Mike of the many buttons said to me, “I guess we forgot to tell you about the boring part of being arrested!”
At one point they fed us, sort of. Each of us got a brown plastic tray with something resembling food on it. My tray had two slices of bread, a mixture of potatoes and ground beef, carrots, and a broken cookie. I got the opportunity to smell the food, but not to eat it. I couldn’t get the plastic spoon to my mouth while wearing the handcuffs.
The longer I looked at the meal the more certain I was that not being able to eat wasn’t all that bad. The best part of the experience was the fact the tray had served as the cover for the tray of food beneath. That way the warm moisture from the tray below my tray was able to soak through my jeans as the tray rested on top of my lap.

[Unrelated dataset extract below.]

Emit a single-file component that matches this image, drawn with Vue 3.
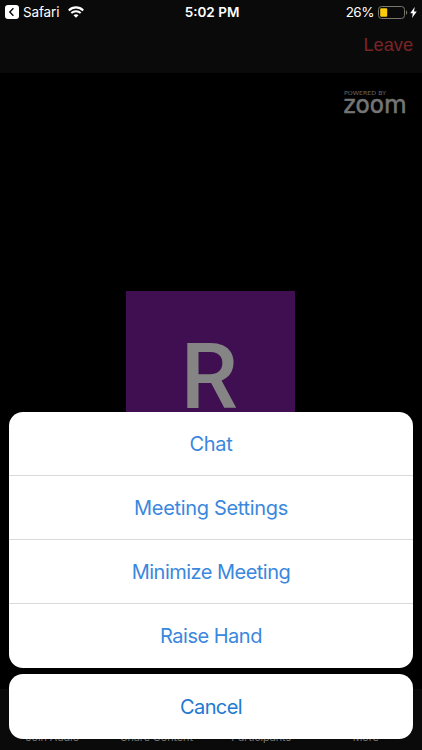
<script setup>
const actions = [
  { label: 'Chat', name: 'chat' },
  { label: 'Meeting Settings', name: 'settings' },
  { label: 'Minimize Meeting', name: 'minimize' },
  { label: 'Raise Hand', name: 'raise' },
]
const tabs = ['Join Audio', 'Share Content', 'Participants', 'More']
</script>

<template>
  <div class="screen">
    <header class="top">
      <div class="status">
        <div class="side">
          <svg class="back" width="14" height="14" viewBox="0 0 14 14">
            <rect width="14" height="14" rx="3" fill="#fff" />
            <path d="M8.4 3.2 4.8 7l3.6 3.8" fill="none" stroke="#0a0a0a" stroke-width="1.4" />
          </svg>
          <span class="app">Safari</span>
          <svg class="wifi" width="16" height="12" viewBox="0 0 16 12">
            <path d="M.8 4.4C4.9.4 11.1.4 15.2 4.4" fill="none" stroke="#fff" stroke-width="2.1" />
            <path d="M3.3 7.1C6 4.6 10 4.6 12.7 7.1" fill="none" stroke="#fff" stroke-width="2" />
            <path d="M5.5 9.2C6.9 7.8 9.1 7.8 10.5 9.2L8 11.7Z" fill="#fff" />
          </svg>
        </div>
        <span class="time">5:02 PM</span>
        <div class="side right">
          <span class="pct">26%</span>
          <svg class="battery" width="30" height="13" viewBox="0 0 30 13">
            <rect x=".5" y=".5" width="26" height="12" rx="3" fill="none" stroke="#77776e" />
            <rect x="2.2" y="2.2" width="7" height="8.6" rx="1" fill="#fccb0a" />
            <path d="M28 4.2c1.7.8 1.7 3.8 0 4.6Z" fill="#77776e" />
          </svg>
          <svg class="bolt" width="7" height="11" viewBox="0 0 7 11">
            <path d="M4.7 0 .2 6.2h2.6L2 11l4.8-6.4H4Z" fill="#fff" />
          </svg>
        </div>
      </div>
      <div class="nav"><span class="leave">Leave</span></div>
    </header>

    <main class="stage">
      <div class="brand">
        <svg width="66" height="34" viewBox="0 0 66 34">
          <text class="powered" x="2" y="6.2" textLength="42" lengthAdjust="spacingAndGlyphs">POWERED BY</text>
          <text class="zoom" x="1.4" y="23.5" textLength="63.2" lengthAdjust="spacingAndGlyphs">zoom</text>
        </svg>
      </div>
      <div class="avatar"><span class="initial">R</span></div>
    </main>

    <footer class="tabs">
      <span v-for="tab in tabs" :key="tab" class="tab">{{ tab }}</span>
    </footer>

    <div class="sheet">
      <div class="group">
        <div v-for="a in actions" :key="a.name" class="action"><span :class="a.name">{{ a.label }}</span></div>
      </div>
      <div class="cancel"><span>Cancel</span></div>
    </div>
  </div>
</template>

<style>
body { background: #000; }
</style>

<style scoped>
.screen {
  position: relative;
  display: flex;
  flex-direction: column;
  width: 422px;
  height: 750px;
  overflow: hidden;
  background: #000;
  font-family: Inter, "Liberation Sans", sans-serif;
}
.top { height: 73px; background: #0a0a0a; color: #fff; }
.status {
  display: grid;
  grid-template-columns: 1fr auto 1fr;
  align-items: center;
  height: 24px;
  padding: 0 5px;
  font-size: 13.5px;
}
.side { display: flex; align-items: center; }
.right { justify-content: flex-end; }
.app { margin-left: 4px; letter-spacing: -0.15px; }
.wifi { margin-left: 9px; }
.time { padding-left: 2px; font-weight: 600; }
.pct { letter-spacing: -0.5px; }
.battery { margin-left: 4px; }
.bolt { margin-left: 2px; }
.nav { display: flex; justify-content: flex-end; padding: 9px 9px 0 0; }
.leave {
  font-family: "Liberation Sans", sans-serif;
  font-size: 18.2px;
  line-height: 25px;
  color: #7c2425;
}
.stage {
  display: flex;
  flex-direction: column;
  align-items: center;
  height: 616px;
}
.brand { align-self: flex-end; height: 34px; margin: 16px 14px 0 0; }
.brand svg { display: block; overflow: visible; }
.powered { font-family: "DejaVu Sans", sans-serif; font-size: 5.5px; fill: #6c6c6c; }
.zoom {
  font-family: "DejaVu Sans", sans-serif;
  font-size: 24px;
  fill: #757575;
  stroke: #757575;
  stroke-width: 0.6px;
}
.avatar {
  display: flex;
  justify-content: center;
  width: 169px;
  height: 169px;
  margin: 168px 1px 0 0;
  background: #400f52;
}
.initial {
  margin: 33px 2px 0 0;
  font-family: Roboto, sans-serif;
  font-size: 91px;
  font-weight: 500;
  line-height: 106px;
  color: #858585;
}
.tabs {
  display: grid;
  grid-template-columns: repeat(4, 1fr);
  height: 61px;
  padding: 0 4px 0 0;
  background: #0a0a0a;
}
.tab {
  padding-top: 42px;
  text-align: center;
  font-size: 10.8px;
  line-height: 14px;
  letter-spacing: -0.05px;
  color: #777;
}
.sheet {
  position: absolute;
  left: 9px;
  right: 9px;
  bottom: 11px;
  display: flex;
  flex-direction: column;
  gap: 6px;
  font-size: 20px;
}
.group, .cancel { overflow: hidden; border-radius: 14px; background: #fff; }
.action {
  display: flex;
  align-items: center;
  justify-content: center;
  height: 64px;
  box-sizing: border-box;
  border-bottom: 1px solid #d9d9db;
  color: #3a87de;
}
.action:last-child { border-bottom: 0; }
.chat { letter-spacing: -0.35px; }
.settings { letter-spacing: -0.33px; }
.minimize { letter-spacing: -0.52px; }
.raise { letter-spacing: -0.5px; }
.cancel {
  display: flex;
  align-items: center;
  justify-content: center;
  height: 65px;
  letter-spacing: -0.6px;
  color: #2079d2;
}
</style>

We were fed again later in the day. That meal was just as good as the first go around. Mike the Guitarist and I determined that nobody could make food this bad by accident. Somebody had to try to cook something this nasty.
At one of the stops to fill out even more forms, a lady asked me if I was a vet. I told her “yes.” She got out a big ink stamp and stamped “VETERAN” in bold letters in the middle of my charge sheet. I’m not sure why they care about that. Maybe they won’t want to have a civil disobedient vet in the courtroom. I don’t know.
A policewoman called for people one by one to check some paperwork. She called out, “Francis Paul”. I got up off of the bench and went to her. I told her that “Paul” is not my last name.
She looked at me funny and said, “Then I got to find this ‘Paul’ guy…”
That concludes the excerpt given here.